また、選挙キャンペーン期間中にマンチェスターとロンドンで相次ぎテロ事件が発生したが、これに関して、内相時代に警察官削減を行ったメイ首相への批判も高まっていた。

今回10議席獲得のDUPと協調

自らの失策も手伝って今回の結果を招いたことで、メイ首相の求心力低下は避けられない。労働党など野党各党はメイ首相の辞任を要求したが、メイ首相はこれを拒否し、今回10議席を獲得したDUPと協調して政権を運営する意欲を示した。今後の政権運営についてのエリザベス女王への謁見(えっけん)後に、報道陣の前に姿を現したメイ首相は、「最多議席を獲得した保守党のみが唯一政権を構築できる」として、保守党があくまでも最大政党の地位を維持したことを強調するとともに、単独過半数に届かないことから、DUPとの協調により「確実性を保証できるような」政権をつくり上げるとコメントした。

一方で、メイ首相への風当たりは強く、保守党内部をまとめ切れるのかは心もとない。

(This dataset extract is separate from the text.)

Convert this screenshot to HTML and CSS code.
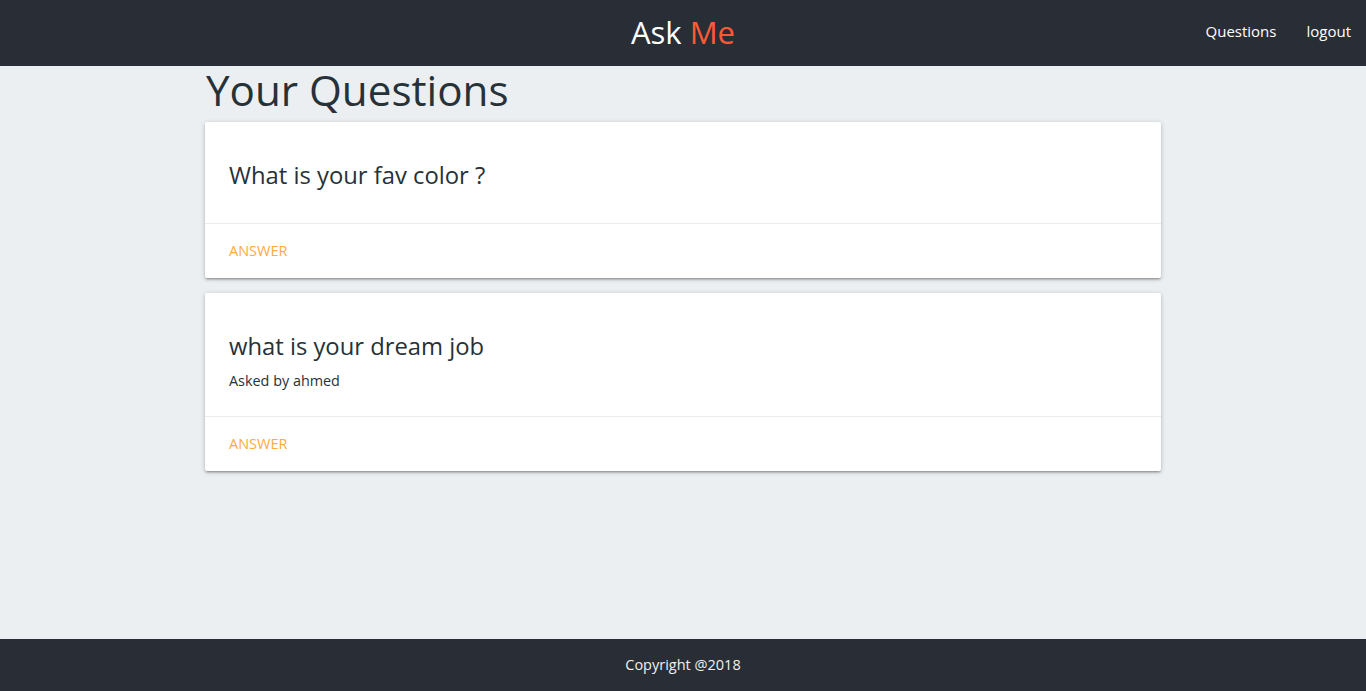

既に首相の後継候補としてボリス・ジョンソン外相、アンバー・ラッド内相、デービッド・デービスEU離脱相、マイケル・ファロン国防相らの名前が取り沙汰されており、辞任に追い込まれる可能性も残っている。加えて、議会過半数の獲得を目指し、再度下院総選挙に及ぶ可能性についても指摘されるなど、政治状況の安定化には時間を要しそうだ。

EU離脱交渉方針の軌道修正を迫られるか

今回の総選挙は、議会で保守党が圧倒的な優位に立つことで、EUの単一市場からの離脱も辞さない「ハードブレグジット」路線を敷くメイ首相が、保守党内での基盤を固めることが目的とみられていた。

しかし、これに失敗したことによるEUとの交渉への影響は避けられない。メイ首相は、「EU離脱という国民の意思を実現する」とあらためて決意を述べ、6月下旬から本格化する交渉に予定どおり乗り出す考えを示したが、単一市場へのアクセスなど経済的インパクトを最小化する「ソフトブレグジット」を支持する親EU派の議員も多く抱える中で、党内の意思統一を図るのは困難な作業となる。

なお、スコットランドに目を向けると、スコットランドの英国からの独立の是非を問う住民投票実施を主張するSNPが大きく議席を失った。スコットランド政府首相も務めるSNPのニコラ・スタージョン党首は住民投票を早期に実施する意向だったが、今回の選挙結果により、その実施が遠のいたとする見方が大勢となっている。